There must be solidarity among nations which are already politically interdependent. It is even more essential when it is a question of dismantling the perverse mechanisms that impede the development of the less advanced countries.  In place of abusive if not usurious financial systems… there must be substituted a common effort to mobilize resources toward objectives of moral, cultural, and economic development, “redefining the priorities and hierarchies of values” (CCC 2438).

And even more recently, Benedict XVI warned in his 2009 Encyclical Caritas in Veritate against disproportionate rates of interest that keep poorer persons and nations in perpetual debt:

Both the regulation of the financial sector, so as to safeguard weaker parties and discourage scandalous speculation, and experimentation with new forms of finance, designed to support development projects, are positive experiences that should be further explored and encouraged, highlighting the responsibility of the investor…. This is all the more necessary in these days when financial difficulties can become severe for many of the more vulnerable sectors of the population, who should be protected from the risk of usury and from despair.
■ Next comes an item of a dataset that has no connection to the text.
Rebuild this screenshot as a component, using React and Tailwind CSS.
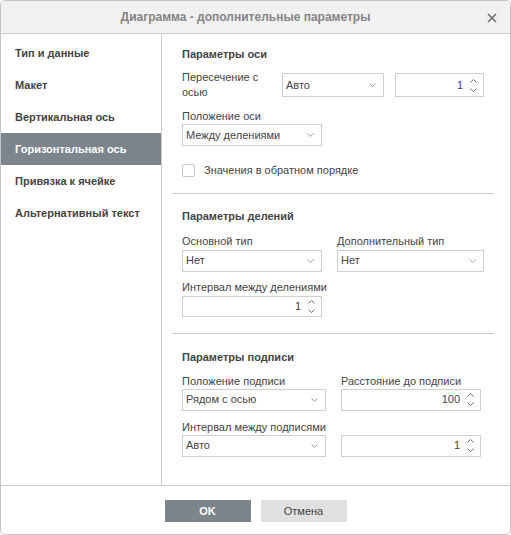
import React from "react";

const F = { fontFamily: '"Liberation Sans", Arial, sans-serif' };

function Chevron({ up = false }) {
  return (
    <svg width="7" height="4" viewBox="0 0 7 4" className="block">
      {up ? (
        <path d="M0.5 3.5 L3.5 0.5 L6.5 3.5" fill="none" stroke="#6b6b6b" strokeWidth="1" />
      ) : (
        <path d="M0.5 0.5 L3.5 3.5 L6.5 0.5" fill="none" stroke="#6b6b6b" strokeWidth="1" />
      )}
    </svg>
  );
}

function Select({ value, w, h = 22 }) {
  return (
    <div
      className="flex items-center justify-between border border-[#cfcfcf] bg-white pl-[3px] pr-[7px] text-[11px] text-[#444]"
      style={{ width: w, height: h }}
    >
      <span>{value}</span>
      <svg width="7" height="4" viewBox="0 0 7 4" className="block">
        <path d="M0.5 0.5 L3.5 3.5 L6.5 0.5" fill="none" stroke="#a0a0a0" strokeWidth="1" />
      </svg>
    </div>
  );
}

function Spinner({ value, w, h = 22 }) {
  return (
    <div
      className="flex items-center justify-end border border-[#cfcfcf] bg-white pr-[6px] text-[11px] text-[#444]"
      style={{ width: w, height: h }}
    >
      <span className="mr-[7px]">{value}</span>
      <div className="flex flex-col gap-[5px]">
        <Chevron up />
        <Chevron />
      </div>
    </div>
  );
}

function Label({ children, className = "" }) {
  return <div className={"h-[14px] leading-[14px] text-[11px] text-[#444] " + className}>{children}</div>;
}

function Title({ children, className = "" }) {
  return (
    <div className={"h-[14px] leading-[14px] text-[11px] font-bold text-[#444] " + className}>{children}</div>
  );
}

export default function App() {
  const items = [
    "Тип и данные",
    "Макет",
    "Вертикальная ось",
    "Горизонтальная ось",
    "Привязка к ячейке",
    "Альтернативный текст",
  ];
  return (
    <div style={F} className="w-[511px] h-[535px] bg-white">
      <div className="flex h-full w-full flex-col overflow-hidden rounded-[5px] border border-[#c4c4c4] bg-white">
        {/* header */}
        <div className="relative flex h-[33px] shrink-0 items-center justify-center border-b border-[#cbcbcb] bg-[#f1f1f1] pr-[20px]">
          <span className="text-[12px] font-bold text-[#848484]">Диаграмма - дополнительные параметры</span>
          <svg width="10" height="10" viewBox="0 0 10 10" className="absolute right-[13px] top-[12px]">
            <path d="M1 1 L9 9 M9 1 L1 9" stroke="#6f6f6f" strokeWidth="1.6" />
          </svg>
        </div>
        {/* body */}
        <div className="flex h-[451px] shrink-0">
          <div className="w-[161px] shrink-0 border-r border-[#cbcbcb] pt-[3px]">
            {items.map((t, i) => (
              <div
                key={t}
                className={
                  "flex h-[32px] items-center pl-[14px] text-[11px] font-bold " +
                  (i === 3 ? "bg-[#7d858c] text-white" : "text-[#444]")
                }
              >
                {t}
              </div>
            ))}
          </div>
          <div className="flex-1 flex flex-col">
            {/* section 1 */}
            <div className="pl-[20px] pt-[13px]">
              <Title>Параметры оси</Title>
              <div className="mt-[12px] flex h-[24px] items-center">
                <div className="w-[100px] text-[11px] leading-[15px] text-[#444]">
                  Пересечение с<br />осью
                </div>
                <Select value="Авто" w={102} h={24} />
                <div className="w-[11px]" />
                <Spinner value="1" w={89} h={24} />
              </div>
              <Label className="mt-[12px]">Положение оси</Label>
              <div className="mt-[1px]">
                <Select value="Между делениями" w={140} />
              </div>
              <div className="mt-[16px] flex items-center">
                <div className="h-[13px] w-[13px] rounded-[2px] border border-[#c8c8c8] bg-white" />
                <span className="ml-[9px] text-[11px] text-[#444]">Значения в обратном порядке</span>
              </div>
            </div>
            <div className="ml-[10px] mr-[16px] mt-[14px] border-t border-[#cbcbcb]" />
            {/* section 2 */}
            <div className="pl-[20px] pt-[15px]">
              <Title>Параметры делений</Title>
              <div className="mt-[11px] flex">
                <div className="w-[155px]">
                  <Label>Основной тип</Label>
                  <div className="mt-[2px]">
                    <Select value="Нет" w={140} />
                  </div>
                </div>
                <div>
                  <Label>Дополнительный тип</Label>
                  <div className="mt-[2px]">
                    <Select value="Нет" w={147} />
                  </div>
                </div>
              </div>
              <Label className="mt-[8px]">Интервал между делениями</Label>
              <div className="mt-[2px]">
                <Spinner value="1" w={140} h={21} />
              </div>
            </div>
            <div className="ml-[10px] mr-[16px] mt-[16px] border-t border-[#cbcbcb]" />
            {/* section 3 */}
            <div className="pl-[20px] pt-[16px]">
              <Title>Параметры подписи</Title>
              <div className="mt-[10px] flex">
                <div className="w-[159px]">
                  <Label>Положение подписи</Label>
                  <div className="mt-[1px]">
                    <Select value="Рядом с осью" w={144} />
                  </div>
                </div>
                <div>
                  <Label>Расстояние до подписи</Label>
                  <div className="mt-[1px]">
                    <Spinner value="100" w={140} />
                  </div>
                </div>
              </div>
              <Label className="mt-[9px]">Интервал между подписями</Label>
              <div className="mt-[1px] flex">
                <div className="w-[159px]">
                  <Select value="Авто" w={144} />
                </div>
                <Spinner value="1" w={140} />
              </div>
            </div>
          </div>
        </div>
        {/* footer */}
        <div className="flex flex-1 items-start justify-center gap-[10px] border-t border-[#cbcbcb] pt-[14px]">
          <div className="flex h-[22px] w-[86px] items-center justify-center bg-[#7d858c] text-[11px] font-bold text-white">
            OK
          </div>
          <div className="flex h-[22px] w-[86px] items-center justify-center bg-[#e0e0e0] text-[11px] text-[#444]">
            Отмена
          </div>
        </div>
      </div>
    </div>
  );
}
The weakest members of society should be helped to defend themselves against usury… in order to discourage the exploitation that is possible… (65, emphasis in original).

We can see that while there is no explicit discussion of usury in the Code of Canon Law today, the Church is nonetheless firmly opposed to it, in its contemporary definition of interest-rates that are unreasonable.  But the Church also refrains from laying out precise figures, knowing full well that every loan around the world is not the same!  Speaking broadly, we normally tend to know exploitation and injustice when we see it, even if there is no official, mathematical formula upon which our conclusion is based.  The Catholic Church isn’t opposed to charging or paying interest on a loan per se; but its moral teachings on dealings with our fellow-man can definitely be applied when the conditions for obtaining a loan fail to take into consideration the humanity of the borrower.